On Remembrance Day, I do what most people do—I buy a poppy, I lend my thoughts to remembrance, I respect two minutes of silence on the eleventh hour. But I’ve always felt a sense of distance from the people Remembrance Day ceremonies intend to honour, particularly those who were involved in the First World War. The events felt far away, and the number of military and civilian casualties are so overwhelming that it’s hard to grasp, except as one more set of statistics in human history. It’s intellectually meaningful yes, and central to the development of the nation of course, but I felt emotionally distant.
However, as part of my internship at Harbour Publishing, this past November I was in the midst of adapting From the West Coast to the Western Front to an online version for KnowBC. This book is a collection of stories, artifacts and photos about World War One sent in by BC Almanac listeners from all over the province. And as I painstakingly cross-referenced every page, added HTML tags for italics and paragraphs, formatted captions and uploaded hundreds of photos, I couldn’t help but read the words and look closely at the faces. I had identified people in family and military photos, and lingered over the stories and diaries: the young boy who followed his brother to enlistment; the courageous women who left home in order to help and prove their merit; a man who left his family, one who left for his family, and Chinese brothers determined to enlist despite the prejudices of the time. I was engaged in the record of the First World War more personally and intimately than I have ever had opportunity to be before.
Reading the stories of British Columbians who took part in the Great War helped bring it to life for me, and I hope that users of KnowBC will feel the same — like students, accessing the site from their school libraries, who might have had difficulty understanding the human story behind WWI like I did. For me, thinking about World War One is now less about the huge battles and military movements, but about the individual lives that made up each of those events, on the front lines or behind the scenes. Of course I had known before that British Columbians had been involved in these historical events, but it was different to learn that submarines had been built in Burnaby, and then wonder if I had walked past an old naval base and never known.

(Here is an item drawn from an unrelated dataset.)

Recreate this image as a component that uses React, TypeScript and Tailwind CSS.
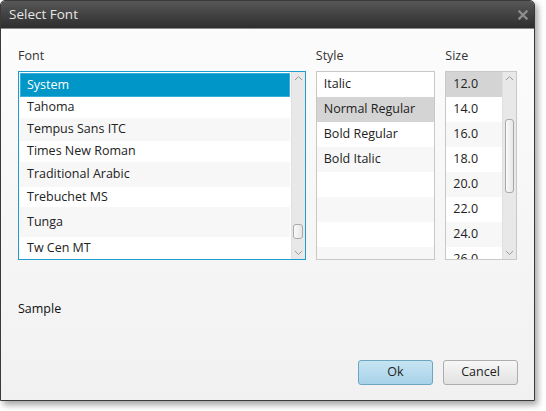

And now, instead of being part of an overwhelming statistic, I knew the names of nurses and soldiers, many who lived near my hometown, and were my age or even younger. Reading about them made them fully realized people for me, each with their own stories—love stories, tragic stories, stories of fighting to enlist and of fighting conscription—and the record of their lives is now immortalized in both book and web form. I wonder if any of them ever imagined that their stories would be told one day to so many people?